CGTN / John Wight
İngiltere gibi sömürgecilik sonrası devletlerin varsayılan liderlerinin dış politika referanslarını parlatmak için bir Çin'e düşmanlık anından daha iyi bir şey yoktur. Ülkenin iktidar partisi Muhafazakâr Parti’nin liderliği için yarışan adayların ikisi de, eski Maliye Bakanı Rishu Sunak ve mevcut Dışişleri Bakanı Liz Truss, Soğuk Savaş’ın zirvede olduğu 1950 ve 60’lardan bu yana görülmeyen açıklamalar yapıyorlar.
Boris Johnson'ın İngiltere başbakanı olarak istifasından sonra, onun eski Maliye Bakanı Sunak -eski bir milyarder finansçı- ülke içinde “duyarlı bir Thatchercı” ülke dışında ise Çin karşıtı bir şahin imajını oluşturuyordu. Sunak Çin dili ve kültürüne sunan İngiltere'deki 30 Konfüçyus Enstitüsü’nü kapatmayı vadederek açıkça Çin’i toplumsal olarak bir araya gelinemeyecek bir düşman olarak şeytanlaştırmaya niyetli olduğunu gösterdi.
İNGİLTERE’DE LİDER ADAYLARI TEK KONUDA HEMFİKİR
İngiltere'de Amerika Birleşik Devletleri (ABD) FBI’ının dengi olan MI5’in başkanı ile ittifak kuran Sunak, Çin’i “İngiltere ile dünyanın ekonomik ve ulusal güvenliğine uzun dönemli en büyük tehdit” olarak tanımladı. Böyle kışkırtıcı söylemlerin herhangi bir yetişkin, mantıklı kişi tarafından yayılmaması gerekir, özellikle de ülkedeki en yüksek resmi makama aday olan birisi tarafından ulusal bir medya platformu olarak kullanılmaması gerekir. Bu söylem hemen İngiltere'de şu anda yaşayan, öğrenim gören ve çalışan yaklaşık bin 245 bin Çinliyi içerdeki düşman oldukları ima edilen kişiler olarak ırkçı saldırılar ve tacize uğrama riskine atıyor. Sunak açıkça, kendisinin 2016’da Brexit tarafından zincirlerinden kurtarılan İngiliz sömürgeci coşkuya kapılmasına esiri olmasına izin verirken, Truss İngiltere'nin dünyadaki çıkarlarını geliştirmenin yolu olarak kavgacılığı seçti.

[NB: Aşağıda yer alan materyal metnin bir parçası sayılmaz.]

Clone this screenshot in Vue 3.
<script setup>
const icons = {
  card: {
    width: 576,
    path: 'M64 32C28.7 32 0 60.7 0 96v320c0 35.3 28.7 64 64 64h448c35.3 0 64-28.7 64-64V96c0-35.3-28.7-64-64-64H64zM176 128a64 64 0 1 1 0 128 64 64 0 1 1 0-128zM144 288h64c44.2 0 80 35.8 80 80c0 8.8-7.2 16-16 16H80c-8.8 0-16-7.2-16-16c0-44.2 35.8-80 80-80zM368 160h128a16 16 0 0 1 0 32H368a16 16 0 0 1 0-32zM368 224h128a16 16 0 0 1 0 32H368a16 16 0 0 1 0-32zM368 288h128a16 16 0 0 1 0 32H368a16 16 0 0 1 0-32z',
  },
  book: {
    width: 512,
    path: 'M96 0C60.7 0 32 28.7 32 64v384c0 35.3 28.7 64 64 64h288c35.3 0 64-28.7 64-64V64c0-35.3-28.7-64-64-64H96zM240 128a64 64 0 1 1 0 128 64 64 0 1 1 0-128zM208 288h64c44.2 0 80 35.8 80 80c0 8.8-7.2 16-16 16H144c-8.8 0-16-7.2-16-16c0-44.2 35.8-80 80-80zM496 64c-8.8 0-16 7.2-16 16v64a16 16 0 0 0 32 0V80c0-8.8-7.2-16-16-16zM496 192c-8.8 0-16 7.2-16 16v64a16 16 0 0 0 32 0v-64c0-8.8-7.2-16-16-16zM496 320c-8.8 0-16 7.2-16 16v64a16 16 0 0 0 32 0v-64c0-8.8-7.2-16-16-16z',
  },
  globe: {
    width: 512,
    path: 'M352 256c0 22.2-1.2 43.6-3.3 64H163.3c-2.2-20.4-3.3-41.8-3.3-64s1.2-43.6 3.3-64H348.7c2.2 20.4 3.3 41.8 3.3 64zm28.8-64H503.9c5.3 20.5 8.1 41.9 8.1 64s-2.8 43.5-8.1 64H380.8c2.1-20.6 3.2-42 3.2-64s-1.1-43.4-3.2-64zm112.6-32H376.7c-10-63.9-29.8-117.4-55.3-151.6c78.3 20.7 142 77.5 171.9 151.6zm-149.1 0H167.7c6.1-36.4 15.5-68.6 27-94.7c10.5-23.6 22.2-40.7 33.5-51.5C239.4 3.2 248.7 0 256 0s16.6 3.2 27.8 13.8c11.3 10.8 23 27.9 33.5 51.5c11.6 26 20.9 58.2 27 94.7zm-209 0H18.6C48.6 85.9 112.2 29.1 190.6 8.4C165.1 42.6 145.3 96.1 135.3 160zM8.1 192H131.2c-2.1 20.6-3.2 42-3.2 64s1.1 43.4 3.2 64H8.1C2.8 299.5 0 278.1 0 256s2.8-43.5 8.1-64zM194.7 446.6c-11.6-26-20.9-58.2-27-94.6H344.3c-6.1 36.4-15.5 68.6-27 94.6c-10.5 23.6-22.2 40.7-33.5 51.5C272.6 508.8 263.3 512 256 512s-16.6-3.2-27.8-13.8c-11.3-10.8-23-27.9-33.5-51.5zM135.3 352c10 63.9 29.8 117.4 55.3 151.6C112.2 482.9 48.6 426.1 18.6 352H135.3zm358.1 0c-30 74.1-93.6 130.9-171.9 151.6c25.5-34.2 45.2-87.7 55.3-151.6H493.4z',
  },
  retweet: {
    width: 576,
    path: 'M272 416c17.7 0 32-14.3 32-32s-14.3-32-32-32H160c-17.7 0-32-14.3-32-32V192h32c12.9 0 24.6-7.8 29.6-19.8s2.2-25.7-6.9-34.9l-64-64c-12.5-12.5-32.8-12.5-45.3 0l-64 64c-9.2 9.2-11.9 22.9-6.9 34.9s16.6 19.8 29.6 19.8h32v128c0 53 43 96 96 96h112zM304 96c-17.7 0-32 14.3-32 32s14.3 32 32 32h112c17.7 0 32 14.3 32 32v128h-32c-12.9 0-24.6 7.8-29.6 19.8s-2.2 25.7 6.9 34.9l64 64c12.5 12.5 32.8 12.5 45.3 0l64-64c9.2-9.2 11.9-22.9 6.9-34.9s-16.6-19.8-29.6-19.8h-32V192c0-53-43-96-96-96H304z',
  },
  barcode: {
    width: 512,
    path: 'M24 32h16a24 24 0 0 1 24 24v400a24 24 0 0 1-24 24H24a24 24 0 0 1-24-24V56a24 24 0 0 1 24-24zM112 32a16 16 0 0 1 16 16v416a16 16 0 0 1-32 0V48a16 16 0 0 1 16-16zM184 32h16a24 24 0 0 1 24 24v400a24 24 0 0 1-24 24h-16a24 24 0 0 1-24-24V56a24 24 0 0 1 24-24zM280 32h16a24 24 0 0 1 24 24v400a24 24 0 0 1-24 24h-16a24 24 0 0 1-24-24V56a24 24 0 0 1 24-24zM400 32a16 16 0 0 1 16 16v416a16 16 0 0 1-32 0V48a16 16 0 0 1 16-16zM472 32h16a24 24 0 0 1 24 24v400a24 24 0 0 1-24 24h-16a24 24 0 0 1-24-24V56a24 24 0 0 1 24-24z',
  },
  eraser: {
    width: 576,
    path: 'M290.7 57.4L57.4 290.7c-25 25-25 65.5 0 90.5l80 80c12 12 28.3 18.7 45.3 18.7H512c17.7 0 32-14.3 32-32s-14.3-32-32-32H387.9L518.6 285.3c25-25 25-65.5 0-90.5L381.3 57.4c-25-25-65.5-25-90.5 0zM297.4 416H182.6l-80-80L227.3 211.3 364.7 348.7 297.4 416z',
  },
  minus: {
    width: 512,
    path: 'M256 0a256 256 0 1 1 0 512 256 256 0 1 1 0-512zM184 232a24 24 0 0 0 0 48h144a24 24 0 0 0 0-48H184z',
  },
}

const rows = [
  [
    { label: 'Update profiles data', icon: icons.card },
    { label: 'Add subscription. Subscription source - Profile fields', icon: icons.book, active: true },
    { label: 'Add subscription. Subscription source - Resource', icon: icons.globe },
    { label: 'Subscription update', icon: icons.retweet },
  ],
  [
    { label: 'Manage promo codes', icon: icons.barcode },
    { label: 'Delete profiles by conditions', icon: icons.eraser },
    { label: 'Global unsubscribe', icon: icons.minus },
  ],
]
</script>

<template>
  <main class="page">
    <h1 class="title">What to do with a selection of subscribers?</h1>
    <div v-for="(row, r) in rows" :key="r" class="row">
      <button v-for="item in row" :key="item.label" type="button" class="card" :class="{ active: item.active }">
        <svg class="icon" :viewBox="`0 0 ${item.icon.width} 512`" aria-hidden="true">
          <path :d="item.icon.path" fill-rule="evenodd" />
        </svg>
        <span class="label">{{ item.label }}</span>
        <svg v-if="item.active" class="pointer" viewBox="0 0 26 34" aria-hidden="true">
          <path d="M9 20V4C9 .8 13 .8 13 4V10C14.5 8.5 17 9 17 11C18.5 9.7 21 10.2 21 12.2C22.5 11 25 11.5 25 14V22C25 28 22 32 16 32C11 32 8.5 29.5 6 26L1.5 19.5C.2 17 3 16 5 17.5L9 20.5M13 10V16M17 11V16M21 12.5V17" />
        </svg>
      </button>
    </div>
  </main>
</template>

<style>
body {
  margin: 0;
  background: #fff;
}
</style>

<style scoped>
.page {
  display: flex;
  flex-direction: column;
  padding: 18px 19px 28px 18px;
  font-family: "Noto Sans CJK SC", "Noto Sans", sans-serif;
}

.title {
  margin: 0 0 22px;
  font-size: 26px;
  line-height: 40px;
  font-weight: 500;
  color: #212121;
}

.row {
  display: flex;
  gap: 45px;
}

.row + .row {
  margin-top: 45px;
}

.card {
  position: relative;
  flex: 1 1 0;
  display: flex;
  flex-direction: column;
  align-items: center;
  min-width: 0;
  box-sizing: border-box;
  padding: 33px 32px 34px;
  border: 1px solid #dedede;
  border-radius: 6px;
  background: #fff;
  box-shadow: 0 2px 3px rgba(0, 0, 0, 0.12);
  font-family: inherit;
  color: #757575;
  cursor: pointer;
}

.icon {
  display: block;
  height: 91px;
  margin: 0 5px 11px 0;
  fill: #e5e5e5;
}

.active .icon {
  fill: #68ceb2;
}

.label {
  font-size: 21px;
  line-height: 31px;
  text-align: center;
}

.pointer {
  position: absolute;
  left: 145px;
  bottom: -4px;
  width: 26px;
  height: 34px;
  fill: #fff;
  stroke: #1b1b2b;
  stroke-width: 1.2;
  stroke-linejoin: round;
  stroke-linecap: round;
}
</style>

Haziran ayında Madrid'de toplanan NATO Zirvesi’nde yaptığı konuşmanın bazı kısımlarına bakalım: “Benim en sağlam mesajım şudur, Rusya'yı önce yenmek, sonra müzakere etmek zorundayız.” Ya da “Bu nedenle özgür dünyanın Taiwan'ın kendini savunabilmesini sağlamaya yardım etmek için birlikte çalışması ve Taiwan'da barış ve istikrarın önemini vurgulamak çok önemlidir” diyerek NATO'nun Çin’in bir eyaleti olan Taiwan'ı silahlandırmasını önerdi.

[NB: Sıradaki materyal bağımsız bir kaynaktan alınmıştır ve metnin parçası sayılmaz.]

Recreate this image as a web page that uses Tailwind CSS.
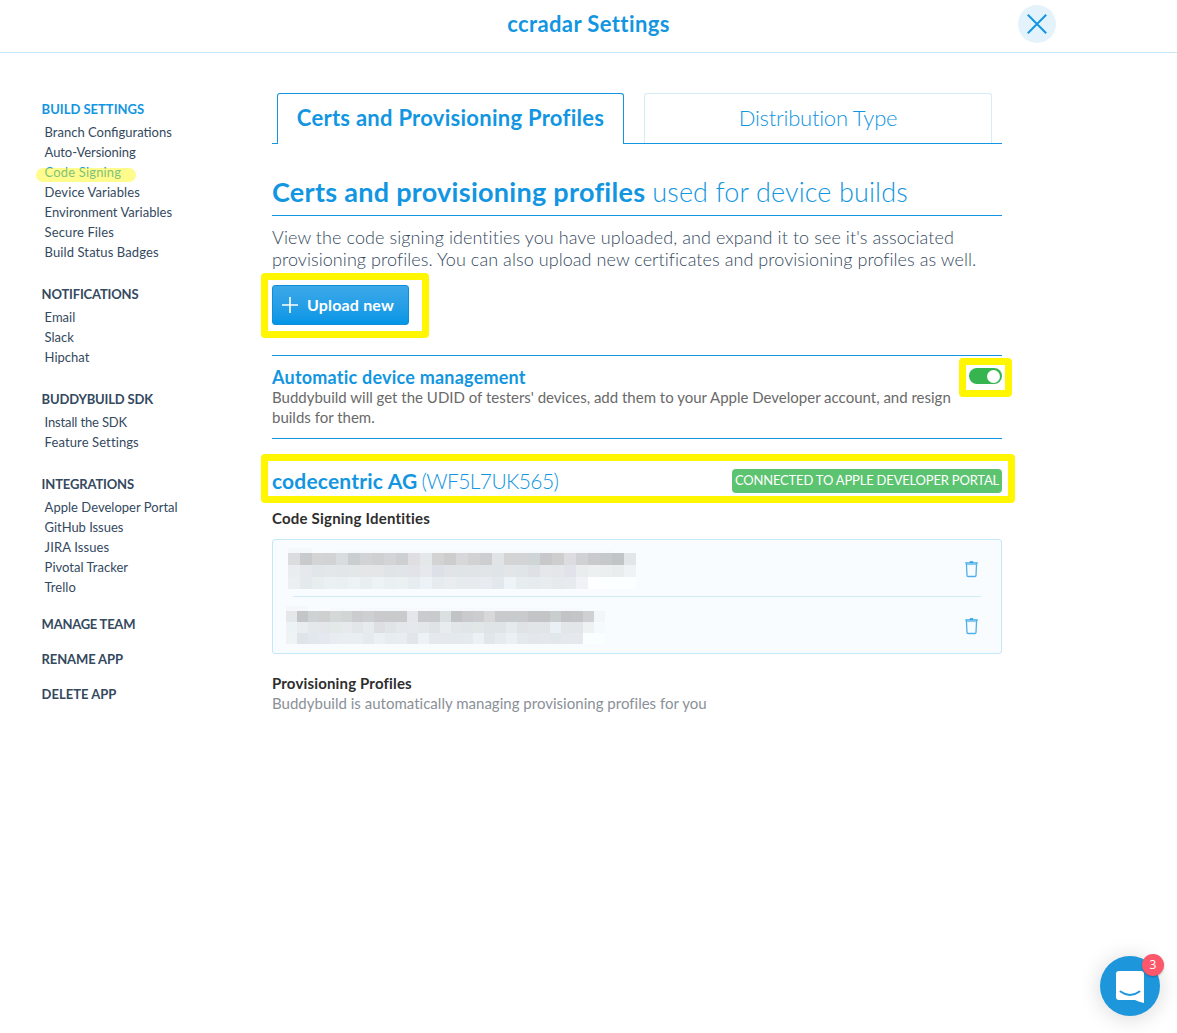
<!DOCTYPE html>
<html lang="en">
<head>
<meta charset="utf-8">
<title>ccradar Settings</title>
<script src="https://cdn.jsdelivr.net/npm/@tailwindcss/browser@4"></script>
</head>
<body class="relative h-[1033px] w-[1177px] overflow-hidden bg-white font-['Lato',sans-serif] text-[#34495e]">

<header class="relative flex h-[53px] items-center justify-center border-b border-[#c5e7f9] pb-1">
  <h1 class="text-[22px] leading-8 font-bold tracking-[0.4px] text-[#1296e1]">ccradar Settings</h1>
  <button class="absolute top-[5px] left-[1018px] flex size-[38px] items-center justify-center rounded-full bg-[#e4f3fb]" aria-label="Close">
    <svg class="size-5" viewBox="0 0 20 20" fill="none" stroke="#1296e1" stroke-width="2"><path d="M.8.8l18.4 18.4M19.2.8L.8 19.2"/></svg>
  </button>
</header>

<div class="flex">
  <nav class="w-[272px] shrink-0 pt-[46px] pl-[41.6px] text-[13px] leading-5">
    <section>
      <h2 class="mb-[3px] font-bold text-[#1296e1]">BUILD SETTINGS</h2>
      <ul class="pl-[3px]">
        <li>Branch Configurations</li>
        <li class="tracking-[-0.08px]">Auto-Versioning</li>
        <li class="relative text-[#1296e1]"><span class="tracking-[0.16px]">Code Signing</span><span class="absolute top-[6px] -left-[9px] h-[14px] w-[100px] rounded-full bg-[#fff600]/45"></span></li>
        <li class="tracking-[0.11px]">Device Variables</li>
        <li class="tracking-[0.02px]">Environment Variables</li>
        <li class="tracking-[0.12px]">Secure Files</li>
        <li class="tracking-[0.1px]">Build Status Badges</li>
      </ul>
    </section>
    <section class="mt-[22px]">
      <h2 class="mb-[3px] font-bold tracking-[-0.18px]">NOTIFICATIONS</h2>
      <ul class="pl-[3px]"><li>Email</li><li>Slack</li><li>Hipchat</li></ul>
    </section>
    <section class="mt-[22px]">
      <h2 class="mb-[3px] font-bold tracking-[-0.16px]">BUDDYBUILD SDK</h2>
      <ul class="pl-[3px]"><li class="tracking-[-0.15px]">Install the SDK</li><li class="tracking-[0.11px]">Feature Settings</li></ul>
    </section>
    <section class="mt-[22px]">
      <h2 class="mb-[3px] font-bold tracking-[-0.15px]">INTEGRATIONS</h2>
      <ul class="pl-[3px] tracking-[0.02px]"><li>Apple Developer Portal</li><li class="tracking-[-0.05px]">GitHub Issues</li><li class="tracking-[0.12px]">JIRA Issues</li><li>Pivotal Tracker</li><li>Trello</li></ul>
    </section>
    <div class="mt-[17px] flex flex-col gap-[15px] font-bold tracking-[-0.25px]">
      <a>MANAGE TEAM</a><a class="tracking-[-0.12px]">RENAME APP</a><a class="tracking-[0]">DELETE APP</a>
    </div>
  </nav>

  <main class="w-[730px] pt-10">
    <div class="flex h-[51px] text-[22px] text-[#1296e1]">
      <div class="w-[6px] border-b border-[#1296e1]"></div>
      <div class="-ml-px flex w-[347px] items-center justify-center rounded-t-[3px] border border-b-0 border-[#1296e1] pb-[3px] font-bold tracking-[0.27px]">Certs and Provisioning Profiles</div>
      <div class="-ml-px w-[21px] border-b border-[#1296e1]"></div>
      <div class="flex w-[348px] flex-col border-b border-[#1296e1]"><div class="flex flex-1 items-center justify-center rounded-t-[3px] border border-b-0 border-[#d6ecf9] pb-[2px] font-light tracking-[-0.24px]">Distribution Type</div></div>
      <div class="w-[10px] border-b border-[#1296e1]"></div>
    </div>

    <h2 class="flex h-[72px] items-center gap-[7px] border-b border-[#1296e1] pt-[26px] text-[27px] whitespace-nowrap text-[#1296e1]"><b class="tracking-[0.28px]">Certs and provisioning profiles</b><span class="font-light tracking-[0.12px]">used for device builds</span></h2>

    <p class="mt-[10px] text-[18px] leading-[22px] font-light tracking-[0.085px] whitespace-nowrap">View the code signing identities you have uploaded, and expand it to see it's associated<br><span class="tracking-[0.065px]">provisioning profiles. You can also upload new certificates and provisioning profiles as well.</span></p>

    <div class="relative mt-[15px] h-10">
      <button class="flex h-10 w-[137px] items-center gap-[9px] rounded-[3px] border border-[#0f8fdb] bg-linear-to-b from-[#3ba8e8] to-[#0096e6] pl-[9px] text-white">
        <svg class="size-4" viewBox="0 0 16 16" stroke="#fff" stroke-width="1.6" fill="none"><path d="M8 0v16M0 8h16"/></svg>
        <span class="text-[16px] font-bold tracking-[0.17px]">Upload new</span>
      </button>
      <span class="absolute -top-[12px] -left-[11px] h-[64.5px] w-[167.500px] rounded-[4px] border-7 border-[#fff600]"></span>
    </div>

    <section class="relative mt-[30px] h-[84px] border-y border-[#1296e1] pt-[11px]">
      <h3 class="text-[18px] leading-[21px] font-bold tracking-[0.22px] text-[#1296e1]">Automatic device management</h3>
      <p class="-mt-px text-[15px] leading-5 whitespace-nowrap text-[#6a6a6a]">Buddybuild will get the UDID of testers' devices, add them to your Apple Developer account, and resign<br>builds for them.</p>
      <span class="absolute top-3 right-0 flex h-4 w-[33px] items-center justify-end rounded-full bg-[#35b44f] pr-[2px]"><span class="size-[13px] rounded-full bg-white"></span></span>
      <span class="absolute top-[2px] -right-[10px] h-[39px] w-[53.500px] rounded-[4px] border-7 border-[#fff600]"></span>
    </section>

    <div class="relative mt-[30px] flex h-6 items-center justify-between">
      <h3 class="flex gap-[4px] pb-px text-[21px] text-[#1296e1]"><b class="tracking-[0.18px]">codecentric AG</b><span class="font-light tracking-[-0.6px]">(WF5L7UK565)</span></h3>
      <span class="flex h-6 w-[270px] items-center justify-center rounded-[4px] bg-[#5cc371] text-[13px] tracking-[-0.19px] text-white">CONNECTED TO APPLE DEVELOPER PORTAL</span>
      <span class="absolute -top-[15px] -left-[11px] h-[49px] w-[753.500px] rounded-[4px] border-7 border-[#fff600]"></span>
    </div>

    <h4 class="mt-[15px] text-[15px] leading-5 font-bold tracking-[0.21px] text-[#2e2e2e]">Code Signing Identities</h4>

    <div class="mt-[11px] h-[115px] rounded-[3px] border border-[#c5e7f9] bg-[#f8fcff]">
      <div class="relative ml-5 flex h-[57px] w-[688px] items-center justify-end border-b border-[#d2eaf8] pt-px pr-[3px]">
        <svg id="identity-1" class="absolute top-[7px] -left-[5px] h-[48px] w-[372px]" shape-rendering="crispEdges"></svg>
        <svg class="h-[18px] w-[13px]" viewBox="0 0 13 18" fill="none" stroke="#4fb0e8"><path d="M.3 3h12.4" stroke="#1296e1" stroke-width="1.2"/><path d="M4.8 2h3.4" stroke="#1296e1" stroke-width="1.4"/><path d="M1.5 4.3h10" stroke="#8ccbf0" stroke-width="1.6"/><path d="M1.4 3.3l.6 12.2q.1 1 1 1h7q.9 0 1-1l.6-12.2" stroke-width="1.3"/></svg>
      </div>
      <div class="relative ml-5 flex h-[56px] w-[688px] items-center justify-end pt-px pr-[3px]">
        <svg id="identity-2" class="absolute top-[7px] -left-[7px] h-[46px] w-[372px]" shape-rendering="crispEdges"></svg>
        <svg class="h-[18px] w-[13px]" viewBox="0 0 13 18" fill="none" stroke="#4fb0e8"><path d="M.3 3h12.4" stroke="#1296e1" stroke-width="1.2"/><path d="M4.8 2h3.4" stroke="#1296e1" stroke-width="1.4"/><path d="M1.5 4.3h10" stroke="#8ccbf0" stroke-width="1.6"/><path d="M1.4 3.3l.6 12.2q.1 1 1 1h7q.9 0 1-1l.6-12.2" stroke-width="1.3"/></svg>
      </div>
    </div>

    <h4 class="mt-[19px] text-[15px] leading-5 font-bold tracking-[0.16px] text-[#2e2e2e]">Provisioning Profiles</h4>
    <p class="text-[15px] leading-5 tracking-[0.015px] text-[#8b9097]">Buddybuild is automatically managing provisioning profiles for you</p>
  </main>
</div>

<div class="absolute top-[956px] left-[1100px] size-[60px] rounded-full bg-[#1d96dc] shadow-[0_2px_22px_rgba(0,0,0,0.16)]">
  <svg class="size-[60px]" viewBox="0 0 60 60" fill="none"><path d="M19 15h22q3 0 3 3v29q-5-1-9-3H19q-3 0-3-3V18q0-3 3-3z" fill="#fff"/><path d="M20.500 35.500q9.500 7 19 0" stroke="#1d96dc" stroke-width="2" stroke-linecap="round"/></svg>
  <span class="absolute -top-[2px] left-[42px] flex size-[22px] items-center justify-center rounded-full bg-[#fc576b] pb-px font-['Open_Sans',sans-serif] text-[12px] text-white shadow-[0_1px_2px_rgba(0,0,0,0.25)]">3</span>
</div>

<script>
// Redacted identity names, drawn as a mosaic: one colour per cell
const mosaics = {
  'identity-1': { cell: 12, top: 6, rows: [
    'dadddd c9cacb d4d4d5 d2d3d4 d9dcdd c9cecf d2d3d4 d0d0d1 d4d3d5 cecfd0 dfdfe1 e4e8e9 d3d3d4 cdcdce d8d8da d2d2d3 cdcecf e0e4e5 d4d4d5 d2d4d5 cfd4d5 c8c8ca cececf dddce0 ced2d3 c9cacb c5c9ca c1c5c6 e2e6e6',
    'e9edf0 e5e9ed e0e6e9 e3e7e9 e3e6e8 e3e7e8 e4e6e8 e4e6e8 e0e4e7 e1e4e8 e1e3e9 e5e8ec dde0e6 e0e4e7 dfe4e6 e1e4e7 e2e5e8 dfe4e8 e3e6e8 e0e5e8 dde1e5 e5e7ea e4e6e9 e1e3ea e9edee edf0f0 ebefef e9eded eff3f3',
    'ebeff1 e4e9ee e8edf0 ebf0f3 eaeff2 edf2f5 e9eef0 edf2f5 eaeff2 ebf0f3 e7ecf0 edf2f6 e6ebef e9edf0 e6ebee e7ebef e8ecf0 e3e8ec edf3f7 e7ecef e6ebef e8ecef e6eaed e7ebef eff3f7 fcfeff fcffff fcffff fcffff' ] },
  'identity-2': { cell: 11, top: 7, rows: [
    'e4e8e8 c4c5c7 cdd2d2 ced0d0 d4d8d8 d1d6d5 c9cdce cdcfd0 cacacc c9cacb c9cacb e3e6ea cacbcd c8cacb dae0df c2c3c5 cacacc cccdcf d8d8da c8cacb c7cbcc c8cacb c3c4c6 c3c4c6 c8cecd c2c3c5 c4c5c7 cfd0d2 f2f6f7',
    'edf3f4 e9edf0 e4e8ea e4e7e9 e3e8e9 e6eaec e3e6e9 e7ebee dddfe3 e1e4e7 e4e8ed e5e8ed e3e7ea dfe3e6 e8ecef e3e6e9 e0e6e7 e1e6e7 dfe4e5 dfe4e7 e5eaec dfe3e6 e2e5e8 e2e5e8 eaf0f3 e3e6e9 e3e6e9 eef2f3 f5fafb',
    'eef4f4 dfe4e9 e2e7ed e5e8ee e9edf1 e9eef2 e9eef2 e5eaef ebf0f4 e7ecf0 e8edf1 e2e6eb ecf2f6 e5e9ee e5e9ed e4e9ee e5eaee ebf1f5 e1e6ea e6ebef ebf0f4 e4e9ed e2e7eb e4e8ec e2e7eb e5e9ed e5e9ee f9feff f9feff' ] }
};
const draw = (svg, x, y, w, h, fill) => {
  const r = document.createElementNS('http://www.w3.org/2000/svg', 'rect');
  for (const [k, v] of Object.entries({ x, y, width: w, height: h, fill })) r.setAttribute(k, v);
  svg.append(r);
};
for (const [id, m] of Object.entries(mosaics)) {
  const svg = document.getElementById(id);
  draw(svg, 0, m.top - 5, m.cell * 2, 5, '#f4f8fa');
  draw(svg, m.cell * 4, m.top - 3, m.cell * 23, 3, '#f6fafc');
  m.rows.forEach((row, j) => row.split(' ').forEach((c, i) => draw(svg, i * m.cell, m.top + j * m.cell, m.cell, m.cell, '#' + c)));
}
</script>
</body>
</html>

İNGİLİZ SİYASETİNDE ÇİN KARŞITLIĞI
Egemen bir devletin bir eyaletini barış ve istikrar adına silahlandırmak bir oksimorondur ve içsel olarak tehlikelidir. Taiwan'ın jeostratejik bir gündeme uygulamak için Truva atı olarak kullanılması Çin’in Japonya ile Batı’nın elinde 19. ve 20. yüzyıllar arasında yaşadığı “aşağılanma yüzyılından” toparlanmasını engelleme isteğinden kaynaklanmaktadır. Truss, Taiwan'daki insanların refah ve çıkarlarından çok onların hegemonya ve tek kutupluluk oyununda piyon olarak kullanışlılığını düşünüyor. Çin’in sadece varlığı ile önde gelen İngiliz siyasetçilerinin kalbinde böyle bir korku yaratması doğru bir şey yaptığının kanıtıdır. İngiliz lideri Winston Churchill “Çinlileri yönetmek ve onları düzenlemek zorundayız” dediğinde o zaman ve şimdi İngiliz siyaset sisteminin düşünce tarzına hâkim olan Çin karşıtı ırkçılığı ifade ediyordu.
Çin’in yükselişi bu Çin korkusunun kökeninde yatıyor. Çin’in yükselişi Batı’da bir tür yanlış intikam arzusunu tetikledi. Ancak, Konfüçyus burada bir uyarıda bulunuyor: “Bir intikam yolculuğuna çıkmadan önce, iki mezar kazın.”